中東のカタールが東日本大震災の復興支援で建設資金約20億円を援助し、宮城県女川町の女川魚市場買受人協同組合が整備した大型冷蔵庫「マスカー」が完成し、操業記念式典が13日、現地であった。名称の「マスカー」はアラビア語で、カタールの伝統的な漁法の意味。15日に本格操業を開始する。
カタールや町関係者ら約100人が出席。来日したアブドゥラ・ビン・ハマド・アルアティーヤ行政監督庁長官が「ことしはカタールと日本の国交樹立40周年。東北の水産業復興に時間はかかるだろうが、被災者の夢と希望の実現に役立ちたい」と語った。
須田善明町長は「マスカーは町の水産業の中核となる施設で、多くの被災者の雇用も生む。支援を糧に必ず復興を成し遂げる」とあいさつ。組合の高橋孝信理事長は「水産業の復興には大型冷蔵庫の再建が急務だった。支援のおかげで津波に強い施設の完成にこぎ着けた」と述べた。

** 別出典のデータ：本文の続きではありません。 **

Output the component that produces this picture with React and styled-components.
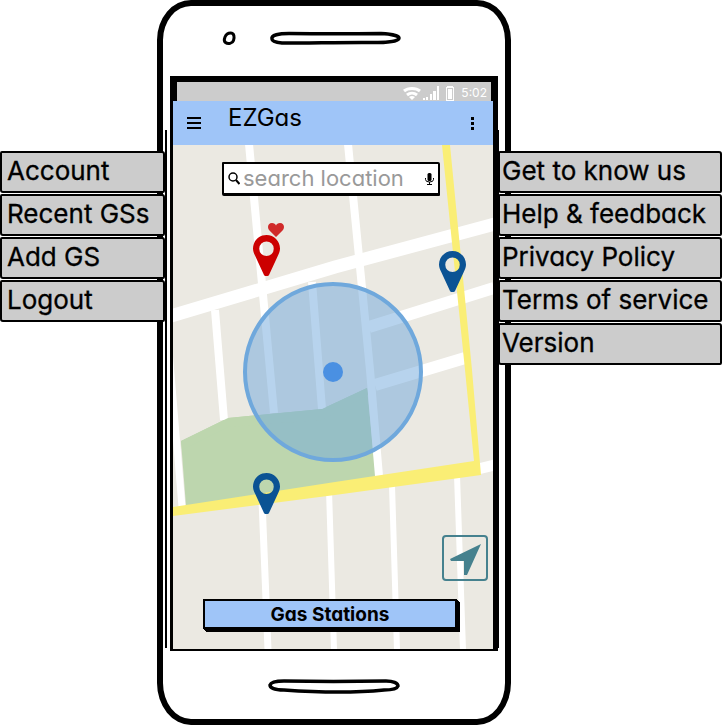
import React from "react";
import styled, { createGlobalStyle } from "styled-components";

const GlobalStyle = createGlobalStyle`
  * { box-sizing: border-box; }
  body {
    margin: 0;
    background: #fff;
    color: #000;
    font-family: Inter, "Liberation Sans", sans-serif;
    font-feature-settings: "cv11";
  }
  button, input { font: inherit; color: inherit; font-feature-settings: inherit; }
`;

const Page = styled.main`
  display: flex;
  align-items: flex-start;
`;

const MenuNav = styled.nav`
  position: relative;
  z-index: 1;
  flex: ${(p) => (p.$side === "left" ? 165 : 224)} 1 0;
  min-width: 0;
  margin-top: 151px;
  margin-left: ${(p) => (p.$side === "right" ? "-13px" : "0")};
  margin-right: ${(p) => (p.$side === "left" ? "-8px" : "0")};
`;

const MenuList = styled.ul`
  display: grid;
  gap: 1px;
  margin: 0;
  padding: 0;
  list-style: none;
`;

const MenuLink = styled.a`
  display: block;
  height: 42px;
  padding-left: ${(p) => (p.$side === "left" ? 5 : 2)}px;
  border: 2px solid #000;
  border-radius: 2px 3px 2px 3px;
  background: #ccc;
  color: #000;
  font-size: 26px;
  line-height: 36px;
  text-decoration: none;
  white-space: nowrap;
  -webkit-text-stroke: 0.3px #000;
`;

const Phone = styled.section`
  flex: none;
  width: 354px;
  border: 6px solid #000;
  border-radius: 34px 34px 34px 34px / 40px 40px 42px 42px;
  background: #fff;
`;

const PhoneTop = styled.div`
  display: flex;
  align-items: center;
  gap: 32px;
  height: 70px;
  padding: 0 0 6px 58px;

  svg { display: block; }
`;

const PhoneBottom = styled.div`
  display: flex;
  justify-content: center;
  height: 68px;
  padding-top: 27px;
`;

const Housing = styled.div`
  position: relative;
  margin: 0 7px;

  &::before {
    content: "";
    position: absolute;
    left: -5px;
    top: 54px;
    bottom: 3px;
    border-left: 2px solid #000;
  }
  &::after {
    content: "";
    position: absolute;
    right: -1px;
    top: 54px;
    bottom: 3px;
    border-left: 1px solid #000;
  }
`;

const Screen = styled.div`
  border: solid #000;
  border-width: 6px 5px 2px 3px;
  background: #000;
`;

const StatusBar = styled.div`
  display: flex;
  align-items: center;
  justify-content: flex-end;
  gap: 2px;
  height: 19px;
  margin: 0 2px 0 4px;
  padding: 3px 4px 0 0;
  background: #ccc;
  color: #fff;
  font-size: 12px;
  line-height: 14px;

  time { padding-left: 1px; }
`;

const AppBar = styled.header`
  display: flex;
  align-items: center;
  height: 44px;
  padding: 0 14px;
  background: #9fc5f8;
`;

const IconButton = styled.button`
  display: grid;
  place-items: center;
  flex: none;
  padding: 0;
  border: 0;
  background: none;
  cursor: pointer;
`;

const Title = styled.h1`
  flex: 1;
  margin: 0;
  padding: 0 0 10px 27px;
  font-size: 24px;
  font-weight: 400;
  line-height: 26px;
`;

const MapArea = styled.div`
  position: relative;
  display: flex;
  flex-direction: column;
  height: 504px;
  padding: 17px 33px 17px 30px;
  background: #ebe9e2;
`;

const MapDrawing = styled.svg`
  position: absolute;
  inset: 0;
  width: 100%;
  height: 100%;
`;

const Pin = styled.button`
  position: absolute;
  left: ${(p) => p.$x}px;
  top: ${(p) => p.$y}px;
  padding: 0;
  border: 0;
  background: none;
  color: ${(p) => p.$color};
  cursor: pointer;

  svg { display: block; }
`;

const Favourite = styled.svg`
  position: absolute;
  left: 15px;
  top: -12px;
`;

const SearchBox = styled.label`
  position: relative;
  display: flex;
  align-items: center;
  gap: 3px;
  height: 34px;
  margin: 0 20px 0 19px;
  padding: 0 4px;
  border: 2px solid #000;
  border-bottom-width: 3px;
  border-radius: 1px 2px;
  background: #fff;

  svg { flex: none; }
`;

const SearchInput = styled.input`
  flex: 1;
  min-width: 0;
  height: 28px;
  padding: 0 0 2px;
  border: 0;
  outline: 0;
  background: none;
  font-size: 22px;
  line-height: 26px;

  &::placeholder { color: #999; opacity: 1; }
`;

const LocateButton = styled.button`
  position: relative;
  align-self: flex-end;
  width: 46px;
  height: 46px;
  margin: auto -28px 18px 0;
  padding: 0;
  border: 2px solid #45818e;
  border-radius: 4px;
  background: none;
  color: #45818e;
  cursor: pointer;

  svg { display: block; }
`;

const StationsButton = styled.button`
  position: relative;
  height: 30px;
  margin: 0 3px 3px 0;
  padding: 2px 0 0;
  border: 2px solid #000;
  background: #9fc5f8;
  box-shadow: 1px 1px #000, 2px 2px #000, 3px 3px #000;
  font-size: 19px;
  font-weight: 700;
  line-height: 24px;
  cursor: pointer;
`;

const leftItems = ["Account", "Recent GSs", "Add GS", "Logout"];
const rightItems = ["Get to know us", "Help & feedback", "Privacy Policy", "Terms of service", "Version"];
const pins = [
  { x: 80, y: 90, color: "#cc0000", label: "Favourite station", favourite: true },
  { x: 266, y: 106, color: "#0b5394", label: "Station east" },
  { x: 80, y: 328, color: "#0b5394", label: "Station south" },
];

function Menu({ side, label, items }) {
  return (
    <MenuNav $side={side} aria-label={label}>
      <MenuList>
        {items.map((item) => (
          <li key={item}>
            <MenuLink $side={side} href="#">{item}</MenuLink>
          </li>
        ))}
      </MenuList>
    </MenuNav>
  );
}

function StreetMap() {
  return (
    <MapDrawing viewBox="0 0 320 504" preserveAspectRatio="xMidYMid slice" aria-hidden="true">
      <polygon fill="#bdd6ae" points="8,296 55,273 149,264 194,243 203,333 13,361" />
      <g fill="none" stroke="#fff">
        <path strokeWidth="8" d="M76 -1 L101 268 M175 -1 L197 225 L206 331 M42 165 L51 275 M139 137 L149 264" />
        <path strokeWidth="7" d="M-4 205 L9 362 M89 355 L95 505" />
        <path strokeWidth="6" d="M156 345 L161 505 M219 340 L224 505 M284 330 L290 505" />
        <path strokeWidth="13" d="M-2 171 L162 122 L322 79" />
        <path strokeWidth="12" d="M196 182 L321 143 M202 240 L292 213" />
        <path strokeWidth="11" d="M305 324 L322 320" />
      </g>
      <polygon fill="#bdd6ae" points="8,296 55,273 149,264 194,243 195,250 149,275 55,282 9,305" />
      <polygon fill="#faee75" points="269,0 277,0 299,225 308,330 162,350 0,371 0,362 162,337 301,316 292,225" />
      <circle cx="160" cy="227" r="88" fill="#6fa8dc" fillOpacity="0.5" />
      <circle cx="160" cy="227" r="88" fill="none" stroke="#6fa8dc" strokeWidth="4" />
      <circle cx="160" cy="227" r="10" fill="#4a90e2" />
    </MapDrawing>
  );
}

export default function App() {
  return (
    <>
      <GlobalStyle />
      <Page>
        <Menu side="left" label="Account menu" items={leftItems} />
        <Phone>
          <PhoneTop aria-hidden="true">
            <svg width="16" height="16" viewBox="0 0 16 16" fill="none" stroke="#000" strokeWidth="3">
              <path d="M9.500 3C13.500 3 13.500 7.500 12.500 10.500S7 14.500 4.500 12.500 4 3 9.500 3Z" />
            </svg>
            <svg width="132" height="16" viewBox="0 0 132 16" fill="none" stroke="#000" strokeWidth="3.500">
              <path d="M3 9C2 5 10 3.500 20 3.500C50 4 80 4 112 3.500C123 4 130 6 130 8C130 11 119 12.500 109 12.500C80 12 45 13 13 13C7 12.500 3 11 3 9Z" />
            </svg>
          </PhoneTop>
          <Housing>
            <Screen>
              <StatusBar>
                <svg width="18" height="14" viewBox="0 0 18 14" fill="none" stroke="#fff" strokeWidth="3" aria-label="Wi-Fi">
                  <path d="M1 5C5 1.500 13 1.500 17 5M4 9C7 6.500 11 6.500 14 9" />
                  <path d="M6 11C8 9.500 10 9.500 12 11L9 14Z" fill="#fff" stroke="none" />
                </svg>
                <svg width="16" height="14" viewBox="0 0 16 14" fill="#fff" aria-label="Signal">
                  <path d="M0 12h2v2H0zM3 11h2v3H3zM7 8h2v6H7zM10 5h3v9h-3zM14 0h2v14h-2z" />
                </svg>
                <svg width="17" height="15" viewBox="0 0 17 15" fill="#fff" aria-label="Battery">
                  <path d="M6 0h6v1h1v14H5V1h1zM6 2v12h6V2z" fillRule="evenodd" />
                  <path d="M7 3h4v10H7z" />
                </svg>
                <time>5:02</time>
              </StatusBar>
              <AppBar>
                <IconButton aria-label="Menu">
                  <svg width="14" height="12" viewBox="0 0 14 12">
                    <path d="M0 0h14v2H0zM0 5h14v2H0zM0 10h14v2H0z" />
                  </svg>
                </IconButton>
                <Title>EZGas</Title>
                <IconButton aria-label="More options">
                  <svg width="13" height="13" viewBox="0 0 13 13">
                    <path d="M5 0h3v3H5zM5 5h3v3H5zM5 10h3v3H5z" />
                  </svg>
                </IconButton>
              </AppBar>
              <MapArea>
                <StreetMap />
                {pins.map((pin) => (
                  <Pin key={pin.label} $x={pin.x} $y={pin.y} $color={pin.color} aria-label={pin.label}>
                    <svg width="27" height="41" viewBox="0 0 27 41" fill="currentColor">
                      <path fillRule="evenodd" d="M13.500 0C6 0 0 6 0 13.500C0 16 .8 18 2 20.500L11 40Q11.500 41 12.500 41H14.500Q15.500 41 16 40L25 20.500C26.200 18 27 16 27 13.500C27 6 21 0 13.500 0ZM13.500 6.500A7.200 7.200 0 1 1 13.500 21A7.200 7.200 0 1 1 13.500 6.500Z" />
                    </svg>
                    {pin.favourite && (
                      <Favourite width="16" height="14" viewBox="0 0 16 14" fill="#d02a2a">
                        <path d="M8 14L1 7C-1 4.500 0 0 4 0C6 0 7.500 1 8 2.500C8.500 1 10 0 12 0C16 0 17 4.500 15 7Z" />
                      </Favourite>
                    )}
                  </Pin>
                ))}
                <SearchBox>
                  <svg width="12" height="13" viewBox="0 0 12 13" fill="none" stroke="#000" strokeWidth="1.500" aria-hidden="true">
                    <circle cx="5" cy="5" r="4" />
                    <path d="M8 8L11.500 12" strokeWidth="2" />
                  </svg>
                  <SearchInput type="text" aria-label="Search location" placeholder="search location" />
                  <svg width="9" height="12" viewBox="0 0 9 12" aria-hidden="true">
                    <rect x="2.500" width="4" height="8" rx="1.500" />
                    <path d="M.5 5V6.500Q.5 9 4.500 9T8.500 6.500V5M4.500 9V11.500M2 11.500H7" fill="none" stroke="#000" />
                  </svg>
                </SearchBox>
                <LocateButton aria-label="My location">
                  <svg width="42" height="42" viewBox="2 2 42 42" fill="currentColor">
                    <path d="M8 24L39 9L25 40H22V26H9Z" />
                  </svg>
                </LocateButton>
                <StationsButton>Gas Stations</StationsButton>
              </MapArea>
            </Screen>
          </Housing>
          <PhoneBottom aria-hidden="true">
            <svg width="132" height="16" viewBox="0 0 132 16" fill="none" stroke="#000" strokeWidth="3.500">
              <path d="M2 7C3 4 9 3 16 3C45 3.500 85 3.500 118 3C125 3 130 5 130 8C129 11 123 12 116 12C85 15 45 14 16 12C7 12 2 10 2 7Z" />
            </svg>
          </PhoneBottom>
        </Phone>
        <Menu side="right" label="Information menu" items={rightItems} />
      </Page>
    </>
  );
}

マスカーは鉄筋3階建て、延べ床面積約6800平方メートル。1階の外壁は津波を受けた場合、自動的に壁面パネルが外れて波が通り抜ける構造で、2階に貯蔵能力約6000トンの冷蔵室を設置した。3階は災害時の避難場所として、備蓄倉庫や飲料水タンクなどを備えている。